_Raw records:_
■ ■ ■ ■ ■

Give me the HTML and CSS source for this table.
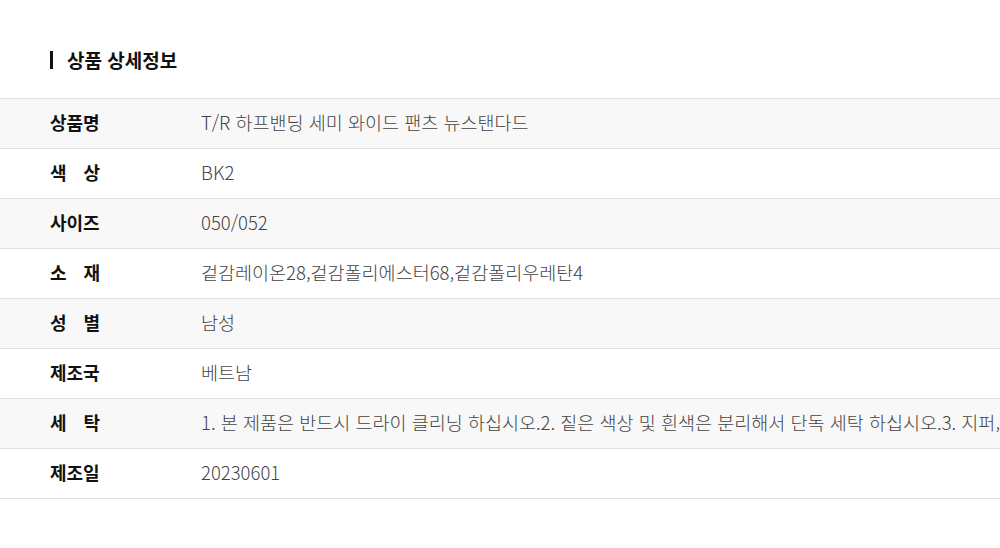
FILE: index.html
```html
<!DOCTYPE html>
<html lang="ko">
<head>
  <meta charset="UTF-8" />
  <title>상품 상세정보</title>
  <link rel="stylesheet" href="styles.css">
</head>
<body>
  <div class="detail">
    <h2 class="detail-title">상품 상세정보</h2>
    <div class="info-table">
      <div class="row"><div class="label">상품명</div><div class="value">T/R 하프밴딩 세미 와이드 팬츠 뉴스탠다드</div></div>
      <div class="row"><div class="label spaced">색상</div><div class="value">BK2</div></div>
      <div class="row"><div class="label">사이즈</div><div class="value">050/052</div></div>
      <div class="row"><div class="label spaced">소재</div><div class="value">겉감레이온28,겉감폴리에스터68,겉감폴리우레탄4</div></div>
      <div class="row"><div class="label spaced">성별</div><div class="value">남성</div></div>
      <div class="row"><div class="label">제조국</div><div class="value">베트남</div></div>
      <div class="row"><div class="label spaced">세탁</div><div class="value">1. 본 제품은 반드시 드라이 클리닝 하십시오.2. 짙은 색상 및 흰색은 분리해서 단독 세탁 하십시오.3. 지퍼,단추 등 부자재는 잠근 후 세탁 하십시오.</div></div>
      <div class="row"><div class="label">제조일</div><div class="value">20230601</div></div>
    </div>
  </div>
</body>
</html>
```

FILE: styles.css
```css
html, body {
  margin: 0;
  padding: 0;
  overflow: hidden;
  background: #fff;
  font-family: "Noto Sans CJK KR", "Noto Sans", sans-serif;
}

.detail {
  padding-top: 51px;
  overflow: hidden;
}

.detail-title {
  margin: 0 0 29px 50px;
  padding-left: 14px;
  border-left: 3px solid #111;
  font-size: 19px;
  font-weight: bold;
  line-height: 18px;
  height: 18px;
  color: #111;
}

.info-table {
  border-top: 1px solid #e0e0e0;
}

.row {
  display: flex;
  align-items: center;
  box-sizing: border-box;
  height: 50px;
  padding-bottom: 3px;
  border-bottom: 1px solid #e0e0e0;
}

.row:nth-child(odd) {
  background: #f8f8f8;
}

.label {
  flex-shrink: 0;
  width: 51px;
  margin-left: 50px;
  margin-right: 100px;
  font-size: 18px;
  font-weight: bold;
  color: #111;
  white-space: nowrap;
}

.label.spaced {
  letter-spacing: 17px;
}

.value {
  font-size: 18.5px;
  font-weight: 300;
  color: #444;
  white-space: nowrap;
}
```
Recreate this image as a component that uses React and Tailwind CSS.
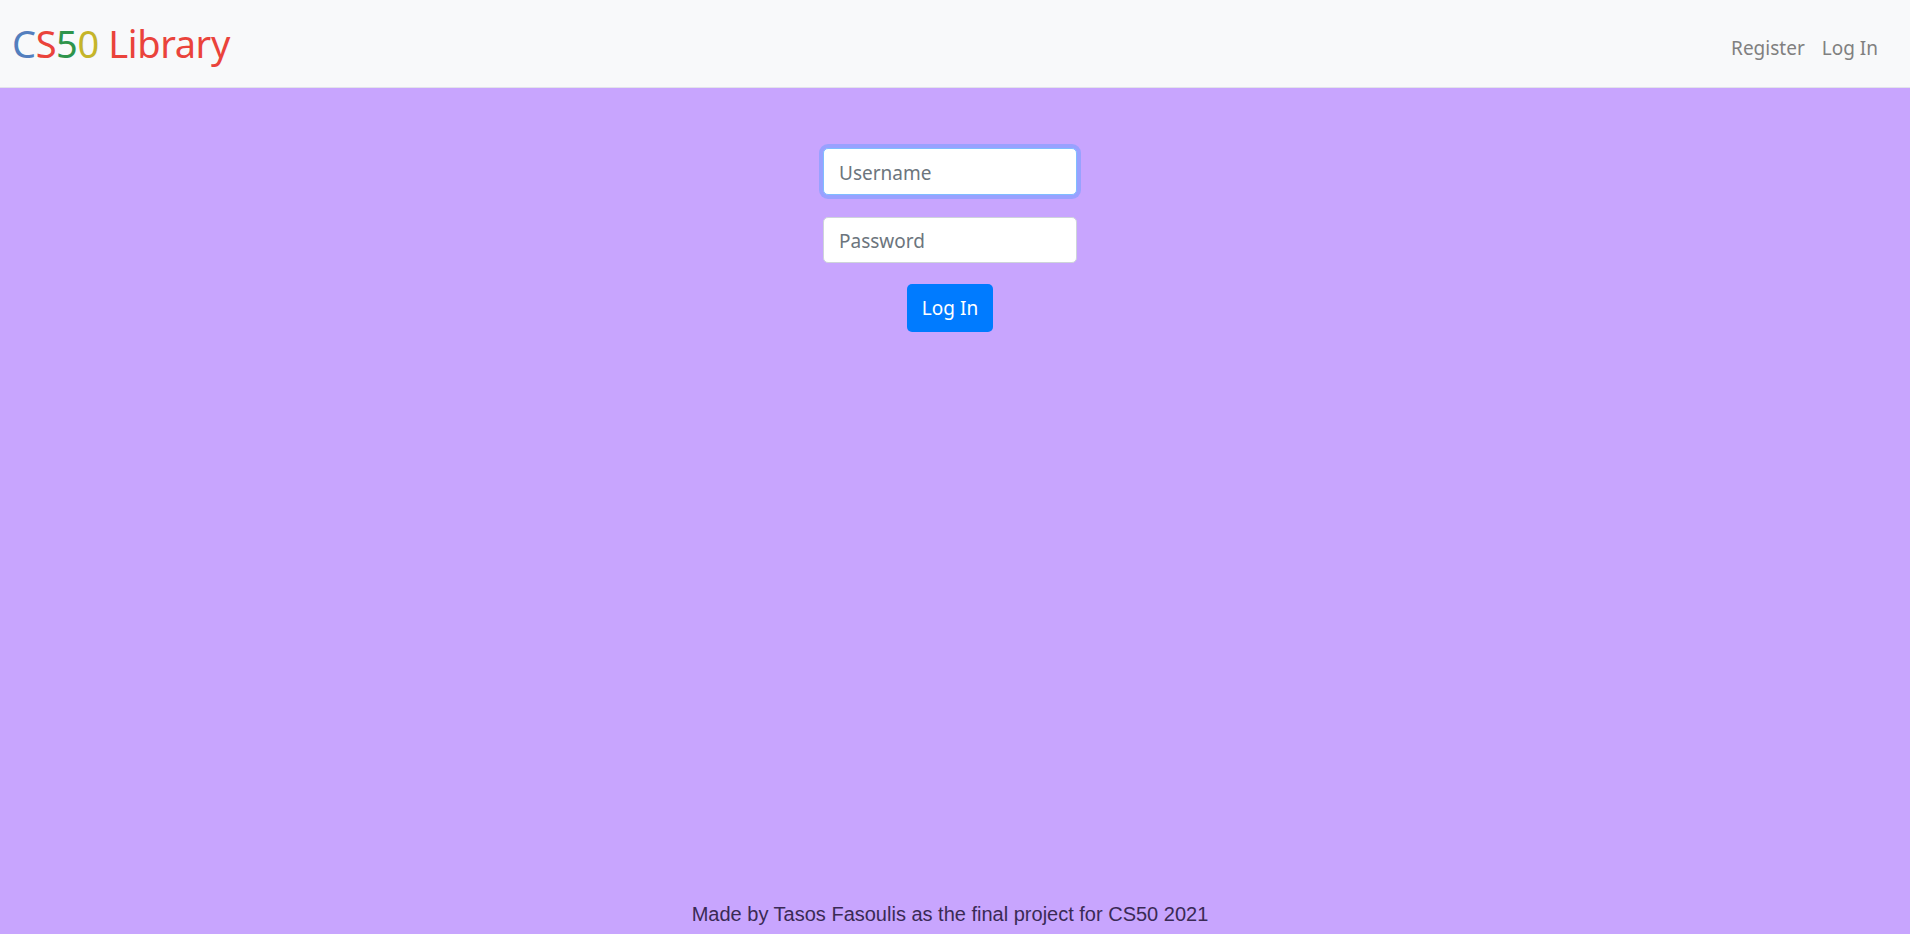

■ ■ ■ ■ ■

_Stated exercise:_
Return each line exactly as written. Any picture gets left out.

_Solution for this exercise:_
Give me the HTML and CSS source for this table.
FILE: index.html
```html
<!DOCTYPE html>
<html lang="ko">
<head>
  <meta charset="UTF-8" />
  <title>상품 상세정보</title>
  <link rel="stylesheet" href="styles.css">
</head>
<body>
  <div class="detail">
    <h2 class="detail-title">상품 상세정보</h2>
    <div class="info-table">
      <div class="row"><div class="label">상품명</div><div class="value">T/R 하프밴딩 세미 와이드 팬츠 뉴스탠다드</div></div>
      <div class="row"><div class="label spaced">색상</div><div class="value">BK2</div></div>
      <div class="row"><div class="label">사이즈</div><div class="value">050/052</div></div>
      <div class="row"><div class="label spaced">소재</div><div class="value">겉감레이온28,겉감폴리에스터68,겉감폴리우레탄4</div></div>
      <div class="row"><div class="label spaced">성별</div><div class="value">남성</div></div>
      <div class="row"><div class="label">제조국</div><div class="value">베트남</div></div>
      <div class="row"><div class="label spaced">세탁</div><div class="value">1. 본 제품은 반드시 드라이 클리닝 하십시오.2. 짙은 색상 및 흰색은 분리해서 단독 세탁 하십시오.3. 지퍼,단추 등 부자재는 잠근 후 세탁 하십시오.</div></div>
      <div class="row"><div class="label">제조일</div><div class="value">20230601</div></div>
    </div>
  </div>
</body>
</html>
```

FILE: styles.css
```css
html, body {
  margin: 0;
  padding: 0;
  overflow: hidden;
  background: #fff;
  font-family: "Noto Sans CJK KR", "Noto Sans", sans-serif;
}

.detail {
  padding-top: 51px;
  overflow: hidden;
}

.detail-title {
  margin: 0 0 29px 50px;
  padding-left: 14px;
  border-left: 3px solid #111;
  font-size: 19px;
  font-weight: bold;
  line-height: 18px;
  height: 18px;
  color: #111;
}

.info-table {
  border-top: 1px solid #e0e0e0;
}

.row {
  display: flex;
  align-items: center;
  box-sizing: border-box;
  height: 50px;
  padding-bottom: 3px;
  border-bottom: 1px solid #e0e0e0;
}

.row:nth-child(odd) {
  background: #f8f8f8;
}

.label {
  flex-shrink: 0;
  width: 51px;
  margin-left: 50px;
  margin-right: 100px;
  font-size: 18px;
  font-weight: bold;
  color: #111;
  white-space: nowrap;
}

.label.spaced {
  letter-spacing: 17px;
}

.value {
  font-size: 18.5px;
  font-weight: 300;
  color: #444;
  white-space: nowrap;
}
```
Recreate this image as a component that uses React and Tailwind CSS.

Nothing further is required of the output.